(What the exercise asks) Pull out every line from the listing that has the word "with".

(The data)
+++

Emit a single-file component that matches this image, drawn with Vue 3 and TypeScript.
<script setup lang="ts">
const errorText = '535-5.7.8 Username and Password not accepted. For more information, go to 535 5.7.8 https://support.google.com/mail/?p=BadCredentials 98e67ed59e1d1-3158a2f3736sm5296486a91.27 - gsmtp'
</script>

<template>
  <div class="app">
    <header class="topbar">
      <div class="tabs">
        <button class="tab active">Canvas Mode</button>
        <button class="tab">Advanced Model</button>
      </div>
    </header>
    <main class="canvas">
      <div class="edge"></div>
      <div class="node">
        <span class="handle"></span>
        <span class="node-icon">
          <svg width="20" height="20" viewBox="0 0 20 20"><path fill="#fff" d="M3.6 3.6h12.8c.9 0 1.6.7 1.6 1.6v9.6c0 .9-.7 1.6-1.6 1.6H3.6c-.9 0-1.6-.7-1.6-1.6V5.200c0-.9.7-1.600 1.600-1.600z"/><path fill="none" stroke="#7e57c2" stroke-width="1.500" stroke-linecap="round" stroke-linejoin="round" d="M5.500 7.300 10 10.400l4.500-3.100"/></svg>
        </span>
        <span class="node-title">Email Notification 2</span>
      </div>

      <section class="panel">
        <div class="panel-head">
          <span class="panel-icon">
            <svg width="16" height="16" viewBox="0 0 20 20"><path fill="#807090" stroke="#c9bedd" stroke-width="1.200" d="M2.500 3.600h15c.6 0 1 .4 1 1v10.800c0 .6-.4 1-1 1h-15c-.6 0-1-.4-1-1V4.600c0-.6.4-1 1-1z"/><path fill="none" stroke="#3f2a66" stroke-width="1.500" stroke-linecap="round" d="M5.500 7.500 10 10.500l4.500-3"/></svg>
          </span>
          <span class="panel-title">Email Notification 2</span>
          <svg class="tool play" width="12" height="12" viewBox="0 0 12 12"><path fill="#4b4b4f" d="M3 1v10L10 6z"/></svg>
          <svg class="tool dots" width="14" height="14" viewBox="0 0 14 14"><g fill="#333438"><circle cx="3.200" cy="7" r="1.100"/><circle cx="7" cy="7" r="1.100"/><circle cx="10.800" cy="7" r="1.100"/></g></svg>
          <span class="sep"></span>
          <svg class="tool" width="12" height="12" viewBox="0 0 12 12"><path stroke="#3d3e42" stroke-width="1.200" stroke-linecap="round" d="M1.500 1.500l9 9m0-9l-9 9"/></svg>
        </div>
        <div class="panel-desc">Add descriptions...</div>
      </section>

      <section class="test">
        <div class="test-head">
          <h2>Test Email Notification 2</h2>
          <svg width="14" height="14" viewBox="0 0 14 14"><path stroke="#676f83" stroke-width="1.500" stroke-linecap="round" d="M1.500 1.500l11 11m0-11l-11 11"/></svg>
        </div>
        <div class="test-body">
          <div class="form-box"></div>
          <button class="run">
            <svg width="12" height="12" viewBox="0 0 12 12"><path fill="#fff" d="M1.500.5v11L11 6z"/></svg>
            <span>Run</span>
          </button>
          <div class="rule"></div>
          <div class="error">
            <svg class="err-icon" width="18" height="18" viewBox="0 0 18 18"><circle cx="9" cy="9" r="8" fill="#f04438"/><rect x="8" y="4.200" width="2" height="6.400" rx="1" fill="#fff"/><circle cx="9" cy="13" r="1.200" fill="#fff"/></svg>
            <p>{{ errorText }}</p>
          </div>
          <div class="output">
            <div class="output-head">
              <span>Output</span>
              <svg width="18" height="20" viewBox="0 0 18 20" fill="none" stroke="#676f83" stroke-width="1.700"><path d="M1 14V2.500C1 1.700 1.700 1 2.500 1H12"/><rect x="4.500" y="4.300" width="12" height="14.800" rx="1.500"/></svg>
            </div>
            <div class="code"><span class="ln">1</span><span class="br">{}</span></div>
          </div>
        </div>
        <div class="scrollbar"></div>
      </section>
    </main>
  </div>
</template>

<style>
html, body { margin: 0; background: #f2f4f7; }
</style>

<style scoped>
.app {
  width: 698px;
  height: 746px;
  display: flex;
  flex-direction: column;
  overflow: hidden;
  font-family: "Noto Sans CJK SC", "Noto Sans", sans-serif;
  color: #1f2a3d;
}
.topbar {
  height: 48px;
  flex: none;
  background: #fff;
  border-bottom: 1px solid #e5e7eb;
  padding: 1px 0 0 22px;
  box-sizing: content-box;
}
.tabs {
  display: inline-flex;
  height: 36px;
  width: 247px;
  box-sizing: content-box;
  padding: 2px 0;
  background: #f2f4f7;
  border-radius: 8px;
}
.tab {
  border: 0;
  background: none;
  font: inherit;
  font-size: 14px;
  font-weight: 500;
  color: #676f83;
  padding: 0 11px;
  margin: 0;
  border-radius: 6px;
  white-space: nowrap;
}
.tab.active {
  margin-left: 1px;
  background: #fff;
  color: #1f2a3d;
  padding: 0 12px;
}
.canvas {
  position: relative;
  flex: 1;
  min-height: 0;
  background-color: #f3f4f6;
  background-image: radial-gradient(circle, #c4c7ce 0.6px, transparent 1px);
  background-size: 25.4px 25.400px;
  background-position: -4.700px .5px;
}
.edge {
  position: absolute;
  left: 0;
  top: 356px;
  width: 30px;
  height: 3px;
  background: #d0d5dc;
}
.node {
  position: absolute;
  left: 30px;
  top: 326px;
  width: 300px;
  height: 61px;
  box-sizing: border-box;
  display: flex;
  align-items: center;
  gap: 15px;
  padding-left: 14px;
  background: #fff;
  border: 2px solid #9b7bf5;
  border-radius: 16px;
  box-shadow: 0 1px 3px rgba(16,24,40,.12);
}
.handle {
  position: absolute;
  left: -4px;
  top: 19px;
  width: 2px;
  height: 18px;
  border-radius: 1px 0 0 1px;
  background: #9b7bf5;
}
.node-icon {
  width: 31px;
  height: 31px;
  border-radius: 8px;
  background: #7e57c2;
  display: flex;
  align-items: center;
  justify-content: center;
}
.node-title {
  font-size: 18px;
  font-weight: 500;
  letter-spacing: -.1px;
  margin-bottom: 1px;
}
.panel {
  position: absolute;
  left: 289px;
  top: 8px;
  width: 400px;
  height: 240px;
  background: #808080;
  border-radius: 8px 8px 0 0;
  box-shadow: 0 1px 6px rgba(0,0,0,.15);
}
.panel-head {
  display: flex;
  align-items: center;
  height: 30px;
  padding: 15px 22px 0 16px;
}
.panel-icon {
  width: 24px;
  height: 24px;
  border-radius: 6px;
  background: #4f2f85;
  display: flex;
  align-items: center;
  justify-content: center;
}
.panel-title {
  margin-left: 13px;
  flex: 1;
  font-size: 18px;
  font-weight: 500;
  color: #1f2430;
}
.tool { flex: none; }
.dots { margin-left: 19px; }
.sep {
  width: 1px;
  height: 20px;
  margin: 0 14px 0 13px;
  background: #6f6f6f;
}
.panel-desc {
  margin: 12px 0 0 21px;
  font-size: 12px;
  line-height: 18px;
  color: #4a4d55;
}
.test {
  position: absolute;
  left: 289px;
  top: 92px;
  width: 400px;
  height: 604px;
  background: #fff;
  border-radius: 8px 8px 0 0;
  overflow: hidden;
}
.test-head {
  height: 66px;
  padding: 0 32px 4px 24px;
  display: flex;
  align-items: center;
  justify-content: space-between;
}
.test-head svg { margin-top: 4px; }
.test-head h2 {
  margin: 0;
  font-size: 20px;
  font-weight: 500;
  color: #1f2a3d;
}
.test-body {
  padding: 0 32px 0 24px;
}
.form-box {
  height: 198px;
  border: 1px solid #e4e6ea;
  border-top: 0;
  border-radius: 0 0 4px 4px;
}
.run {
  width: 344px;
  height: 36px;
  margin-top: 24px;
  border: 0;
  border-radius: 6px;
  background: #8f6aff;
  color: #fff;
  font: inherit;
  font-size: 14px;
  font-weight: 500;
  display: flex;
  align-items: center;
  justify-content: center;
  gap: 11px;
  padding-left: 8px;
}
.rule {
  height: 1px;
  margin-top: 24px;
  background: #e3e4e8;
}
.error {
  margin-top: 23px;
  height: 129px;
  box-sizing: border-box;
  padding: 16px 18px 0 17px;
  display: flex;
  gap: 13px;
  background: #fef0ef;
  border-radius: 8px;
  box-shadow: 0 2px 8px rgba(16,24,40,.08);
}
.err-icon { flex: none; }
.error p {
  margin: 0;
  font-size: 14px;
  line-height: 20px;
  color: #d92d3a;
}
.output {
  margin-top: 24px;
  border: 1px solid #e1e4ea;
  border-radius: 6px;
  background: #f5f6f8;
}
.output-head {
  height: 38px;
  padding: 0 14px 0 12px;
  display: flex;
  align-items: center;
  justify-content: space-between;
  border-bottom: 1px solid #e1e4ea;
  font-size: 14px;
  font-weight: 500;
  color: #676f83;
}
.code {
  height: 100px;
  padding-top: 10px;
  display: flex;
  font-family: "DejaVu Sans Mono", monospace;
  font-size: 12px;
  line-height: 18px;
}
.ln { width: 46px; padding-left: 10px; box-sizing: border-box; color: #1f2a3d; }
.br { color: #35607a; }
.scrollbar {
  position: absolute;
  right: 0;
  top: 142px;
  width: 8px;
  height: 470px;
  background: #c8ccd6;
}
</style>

+++

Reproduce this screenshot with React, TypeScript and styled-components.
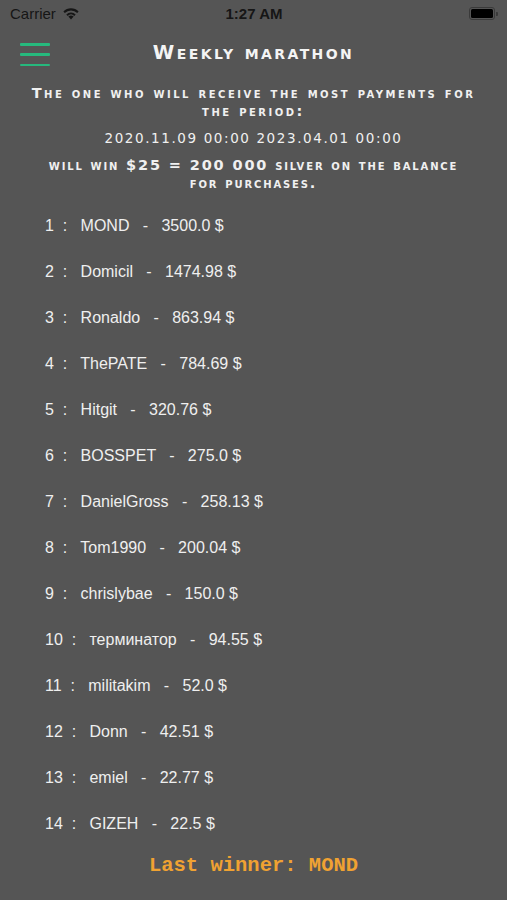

+++

(The result)
Emit a single-file component that matches this image, drawn with Vue 3 and TypeScript.
Reproduce this screenshot with React, TypeScript and styled-components.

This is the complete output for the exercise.